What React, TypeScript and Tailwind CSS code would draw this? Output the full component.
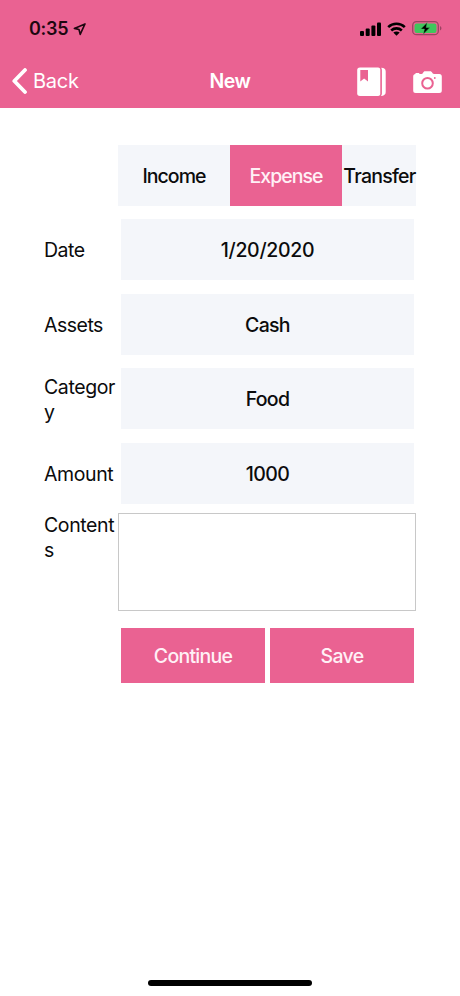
import { useState } from 'react'

type Row = {
  label: string
  value: string
  labelClass: string
  valueClass: string
}

const tabs = [
  { name: 'Income', className: 'tracking-[-0.95px]' },
  { name: 'Expense', className: 'tracking-[-1px]' },
  { name: 'Transfer', className: 'tracking-[-0.75px] pl-px' }
]

const rows: Row[] = [
  { label: 'Date', value: '1/20/2020', labelClass: 'tracking-[-0.5px]', valueClass: 'tracking-[-0.3px]' },
  { label: 'Assets', value: 'Cash', labelClass: 'tracking-[-0.5px]', valueClass: 'tracking-[-0.7px]' },
  { label: 'Category', value: 'Food', labelClass: 'tracking-[-0.4px]', valueClass: 'tracking-[-0.7px]' },
  { label: 'Amount', value: '1000', labelClass: 'tracking-[-0.4px]', valueClass: 'tracking-[-0.6px]' }
]

function StatusBar() {
  return (
    <div className="flex h-[55px] items-center justify-between pl-[29px] pr-[18px] pt-[2px] text-[#1d0710]">
      <div className="flex items-center pt-px">
        <span className="text-[18px] font-semibold leading-6 tracking-[-0.3px]">0:35</span>
        <svg className="ml-[5px]" width="13" height="13" viewBox="0 0 13 13" fill="none" stroke="currentColor" strokeWidth="1.6" strokeLinejoin="round">
          <path d="M12 0.9L1.4 5.4L6 6.5L7.2 11.4Z" />
        </svg>
      </div>
      <div className="flex items-center">
        <svg width="21" height="14" viewBox="0 0 21 14" fill="#000">
          <rect x="0" y="9" width="4" height="5" rx="1" />
          <rect x="5.7" y="6.5" width="4" height="7.5" rx="1" />
          <rect x="11.4" y="3.5" width="4" height="10.5" rx="1" />
          <rect x="17" y="0.5" width="4" height="13.5" rx="1" />
        </svg>
        <svg className="ml-[6px]" width="19" height="14" viewBox="0 0 19 14" fill="none" stroke="#000" strokeWidth="2.6">
          <path d="M1.2 5.1C5.8 0.7 13.2 0.7 17.8 5.1" />
          <path d="M4.2 8.5C7.2 5.7 11.8 5.7 14.8 8.5" />
          <path d="M6.3 10.6C8.1 9 10.9 9 12.7 10.6L9.5 13.8Z" fill="#000" stroke="none" />
        </svg>
        <svg className="ml-[6px]" width="30" height="15" viewBox="0 0 30 15">
          <rect x="0.7" y="0.7" width="25.6" height="13" rx="3.8" fill="none" stroke="#9c4262" strokeWidth="1.3" />
          <rect x="2.5" y="2.5" width="22" height="9.5" rx="2.2" fill="#3fc65c" />
          <path d="M28 5C30 6 30 8.5 28 9.5Z" fill="#9c4262" />
          <path d="M15.2 1.4L8.7 8.1H12.4L11.3 13.2L18 6.4H14.2Z" fill="#000" stroke="#3fc65c" strokeWidth="0.5" />
        </svg>
      </div>
    </div>
  )
}

function NavBar() {
  return (
    <div className="grid h-[52px] grid-cols-3 items-center pl-3 pr-[18px] text-white">
      <button className="flex items-center">
        <svg width="16" height="26" viewBox="0 0 16 26" fill="none" stroke="currentColor" strokeWidth="3.8" strokeLinecap="round" strokeLinejoin="round">
          <path d="M13 2L2.3 13L13 24" />
        </svg>
        <span className="ml-[5px] text-[20px] leading-6 tracking-[-0.25px]">Back</span>
      </button>
      <h1 className="ml-[6px] text-center text-[19.5px] font-semibold leading-6 tracking-[-0.4px]">New</h1>
      <div className="flex items-center justify-end gap-[27px] pt-[2px]">
        <svg width="29" height="30" viewBox="0 0 29 30">
          <path d="M3 0.5H21C22.7 0.5 23.3 1.5 23.3 3V26.5C23.3 28 22.7 29 21 29H3C1 29 0.2 28 0.2 26.5V3C0.2 1.5 1 0.5 3 0.5Z" fill="#fff" />
          <path d="M24.2 0.8C27.3 1 28.7 2 28.7 4.5V25C28.7 27.5 27.3 28.8 23.7 29C24.6 28.2 24.9 27.5 24.9 26V3.5C24.9 2.3 24.7 1.5 24.2 0.8Z" fill="#fff" />
          <path d="M3.3 3H11V14.5L7.1 11.4L3.3 14.5Z" fill="#ea6292" />
        </svg>
        <svg width="29" height="24" viewBox="0 0 29 24">
          <path d="M2.5 3.9V3.1H6.3V3.9H8.6C10.5 3.9 10 1.2 12 1.2H17.2C19.2 1.2 19 3.9 21 3.9H26.3C28 3.9 28.8 4.8 28.8 6.4V20.5C28.8 22.2 28 23 26.3 23H2.7C1 23 0.2 22.2 0.2 20.5V6.4C0.2 4.8 1 3.9 2.5 3.9Z" fill="#fff" />
          <circle cx="14.5" cy="13.3" r="5.3" fill="none" stroke="#ea6292" strokeWidth="2" />
          <circle cx="21.8" cy="8" r="0.9" fill="#ea6292" />
        </svg>
      </div>
    </div>
  )
}

export default function App() {
  const [selected, setSelected] = useState('Expense')
  const [contents, setContents] = useState('')

  return (
    <div className="flex h-[996px] w-[460px] flex-col overflow-hidden bg-white font-['Inter','Liberation_Sans',sans-serif] text-[19.5px] leading-[25px] text-[#0b0b0c]">
      <header className="h-[108px] shrink-0 bg-[#ea6292]">
        <StatusBar />
        <NavBar />
      </header>

      <main className="flex-1 pl-11 pr-[44px] pt-[37px]">
        <div className="ml-[74px] grid h-[61px] w-[298px] grid-cols-[112px_112px_74px] bg-[#f4f6fa]">
          {tabs.map((tab) => (
            <button
              key={tab.name}
              onClick={() => setSelected(tab.name)}
              className={`flex items-center justify-center pt-[2px] font-medium ${tab.className} ${
                selected === tab.name ? 'bg-[#ea6292] text-[#fff0f6]' : ''
              }`}
            >
              {tab.name}
            </button>
          ))}
        </div>

        <div className="mt-[13px] flex flex-col gap-[13.7px]">
          {rows.map((row) => (
            <div key={row.label} className="flex h-[61px] items-center">
              <span className={`mr-[3px] w-[74px] shrink-0 break-all pt-[2px] ${row.labelClass}`}>{row.label}</span>
              <button className={`h-full w-[293px] bg-[#f4f6fa] pt-[2px] font-medium ${row.valueClass}`}>{row.value}</button>
            </div>
          ))}
        </div>

        <div className="mt-[9px] flex">
          <span className="w-[74px] shrink-0 break-all tracking-[-0.4px]">Contents</span>
          <textarea
            value={contents}
            onChange={(e) => setContents(e.target.value)}
            className="block h-[98px] w-[298px] resize-none border border-[#c8c8c8] p-2 outline-none"
          />
        </div>

        <div className="ml-[77px] mt-[17px] flex w-[293px] gap-[5px] text-[#fff0f6]">
          <button className="h-[55px] flex-1 bg-[#ea6292] pt-[2px] font-[450] tracking-[-0.75px]">Continue</button>
          <button className="h-[55px] flex-1 bg-[#ea6292] pt-[2px] font-[450] tracking-[-0.7px]">Save</button>
        </div>
      </main>

      <div className="mx-auto mb-[10px] h-[6px] w-[164px] shrink-0 rounded-full bg-black" />
    </div>
  )
}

::::::::

▶ _OBJECTIVE_
Quote all the lines above exactly as given. Do not include the pictures.

▶ _CORRECT RESPONSE_
What React, TypeScript and Tailwind CSS code would draw this? Output the full component.
import { useState } from 'react'

type Row = {
  label: string
  value: string
  labelClass: string
  valueClass: string
}

const tabs = [
  { name: 'Income', className: 'tracking-[-0.95px]' },
  { name: 'Expense', className: 'tracking-[-1px]' },
  { name: 'Transfer', className: 'tracking-[-0.75px] pl-px' }
]

const rows: Row[] = [
  { label: 'Date', value: '1/20/2020', labelClass: 'tracking-[-0.5px]', valueClass: 'tracking-[-0.3px]' },
  { label: 'Assets', value: 'Cash', labelClass: 'tracking-[-0.5px]', valueClass: 'tracking-[-0.7px]' },
  { label: 'Category', value: 'Food', labelClass: 'tracking-[-0.4px]', valueClass: 'tracking-[-0.7px]' },
  { label: 'Amount', value: '1000', labelClass: 'tracking-[-0.4px]', valueClass: 'tracking-[-0.6px]' }
]

function StatusBar() {
  return (
    <div className="flex h-[55px] items-center justify-between pl-[29px] pr-[18px] pt-[2px] text-[#1d0710]">
      <div className="flex items-center pt-px">
        <span className="text-[18px] font-semibold leading-6 tracking-[-0.3px]">0:35</span>
        <svg className="ml-[5px]" width="13" height="13" viewBox="0 0 13 13" fill="none" stroke="currentColor" strokeWidth="1.6" strokeLinejoin="round">
          <path d="M12 0.9L1.4 5.4L6 6.5L7.2 11.4Z" />
        </svg>
      </div>
      <div className="flex items-center">
        <svg width="21" height="14" viewBox="0 0 21 14" fill="#000">
          <rect x="0" y="9" width="4" height="5" rx="1" />
          <rect x="5.7" y="6.5" width="4" height="7.5" rx="1" />
          <rect x="11.4" y="3.5" width="4" height="10.5" rx="1" />
          <rect x="17" y="0.5" width="4" height="13.5" rx="1" />
        </svg>
        <svg className="ml-[6px]" width="19" height="14" viewBox="0 0 19 14" fill="none" stroke="#000" strokeWidth="2.6">
          <path d="M1.2 5.1C5.8 0.7 13.2 0.7 17.8 5.1" />
          <path d="M4.2 8.5C7.2 5.7 11.8 5.7 14.8 8.5" />
          <path d="M6.3 10.6C8.1 9 10.9 9 12.7 10.6L9.5 13.8Z" fill="#000" stroke="none" />
        </svg>
        <svg className="ml-[6px]" width="30" height="15" viewBox="0 0 30 15">
          <rect x="0.7" y="0.7" width="25.6" height="13" rx="3.8" fill="none" stroke="#9c4262" strokeWidth="1.3" />
          <rect x="2.5" y="2.5" width="22" height="9.5" rx="2.2" fill="#3fc65c" />
          <path d="M28 5C30 6 30 8.5 28 9.5Z" fill="#9c4262" />
          <path d="M15.2 1.4L8.7 8.1H12.4L11.3 13.2L18 6.4H14.2Z" fill="#000" stroke="#3fc65c" strokeWidth="0.5" />
        </svg>
      </div>
    </div>
  )
}

function NavBar() {
  return (
    <div className="grid h-[52px] grid-cols-3 items-center pl-3 pr-[18px] text-white">
      <button className="flex items-center">
        <svg width="16" height="26" viewBox="0 0 16 26" fill="none" stroke="currentColor" strokeWidth="3.8" strokeLinecap="round" strokeLinejoin="round">
          <path d="M13 2L2.3 13L13 24" />
        </svg>
        <span className="ml-[5px] text-[20px] leading-6 tracking-[-0.25px]">Back</span>
      </button>
      <h1 className="ml-[6px] text-center text-[19.5px] font-semibold leading-6 tracking-[-0.4px]">New</h1>
      <div className="flex items-center justify-end gap-[27px] pt-[2px]">
        <svg width="29" height="30" viewBox="0 0 29 30">
          <path d="M3 0.5H21C22.7 0.5 23.3 1.5 23.3 3V26.5C23.3 28 22.7 29 21 29H3C1 29 0.2 28 0.2 26.5V3C0.2 1.5 1 0.5 3 0.5Z" fill="#fff" />
          <path d="M24.2 0.8C27.3 1 28.7 2 28.7 4.5V25C28.7 27.5 27.3 28.8 23.7 29C24.6 28.2 24.9 27.5 24.9 26V3.5C24.9 2.3 24.7 1.5 24.2 0.8Z" fill="#fff" />
          <path d="M3.3 3H11V14.5L7.1 11.4L3.3 14.5Z" fill="#ea6292" />
        </svg>
        <svg width="29" height="24" viewBox="0 0 29 24">
          <path d="M2.5 3.9V3.1H6.3V3.9H8.6C10.5 3.9 10 1.2 12 1.2H17.2C19.2 1.2 19 3.9 21 3.9H26.3C28 3.9 28.8 4.8 28.8 6.4V20.5C28.8 22.2 28 23 26.3 23H2.7C1 23 0.2 22.2 0.2 20.5V6.4C0.2 4.8 1 3.9 2.5 3.9Z" fill="#fff" />
          <circle cx="14.5" cy="13.3" r="5.3" fill="none" stroke="#ea6292" strokeWidth="2" />
          <circle cx="21.8" cy="8" r="0.9" fill="#ea6292" />
        </svg>
      </div>
    </div>
  )
}

export default function App() {
  const [selected, setSelected] = useState('Expense')
  const [contents, setContents] = useState('')

  return (
    <div className="flex h-[996px] w-[460px] flex-col overflow-hidden bg-white font-['Inter','Liberation_Sans',sans-serif] text-[19.5px] leading-[25px] text-[#0b0b0c]">
      <header className="h-[108px] shrink-0 bg-[#ea6292]">
        <StatusBar />
        <NavBar />
      </header>

      <main className="flex-1 pl-11 pr-[44px] pt-[37px]">
        <div className="ml-[74px] grid h-[61px] w-[298px] grid-cols-[112px_112px_74px] bg-[#f4f6fa]">
          {tabs.map((tab) => (
            <button
              key={tab.name}
              onClick={() => setSelected(tab.name)}
              className={`flex items-center justify-center pt-[2px] font-medium ${tab.className} ${
                selected === tab.name ? 'bg-[#ea6292] text-[#fff0f6]' : ''
              }`}
            >
              {tab.name}
            </button>
          ))}
        </div>

        <div className="mt-[13px] flex flex-col gap-[13.7px]">
          {rows.map((row) => (
            <div key={row.label} className="flex h-[61px] items-center">
              <span className={`mr-[3px] w-[74px] shrink-0 break-all pt-[2px] ${row.labelClass}`}>{row.label}</span>
              <button className={`h-full w-[293px] bg-[#f4f6fa] pt-[2px] font-medium ${row.valueClass}`}>{row.value}</button>
            </div>
          ))}
        </div>

        <div className="mt-[9px] flex">
          <span className="w-[74px] shrink-0 break-all tracking-[-0.4px]">Contents</span>
          <textarea
            value={contents}
            onChange={(e) => setContents(e.target.value)}
            className="block h-[98px] w-[298px] resize-none border border-[#c8c8c8] p-2 outline-none"
          />
        </div>

        <div className="ml-[77px] mt-[17px] flex w-[293px] gap-[5px] text-[#fff0f6]">
          <button className="h-[55px] flex-1 bg-[#ea6292] pt-[2px] font-[450] tracking-[-0.75px]">Continue</button>
          <button className="h-[55px] flex-1 bg-[#ea6292] pt-[2px] font-[450] tracking-[-0.7px]">Save</button>
        </div>
      </main>

      <div className="mx-auto mb-[10px] h-[6px] w-[164px] shrink-0 rounded-full bg-black" />
    </div>
  )
}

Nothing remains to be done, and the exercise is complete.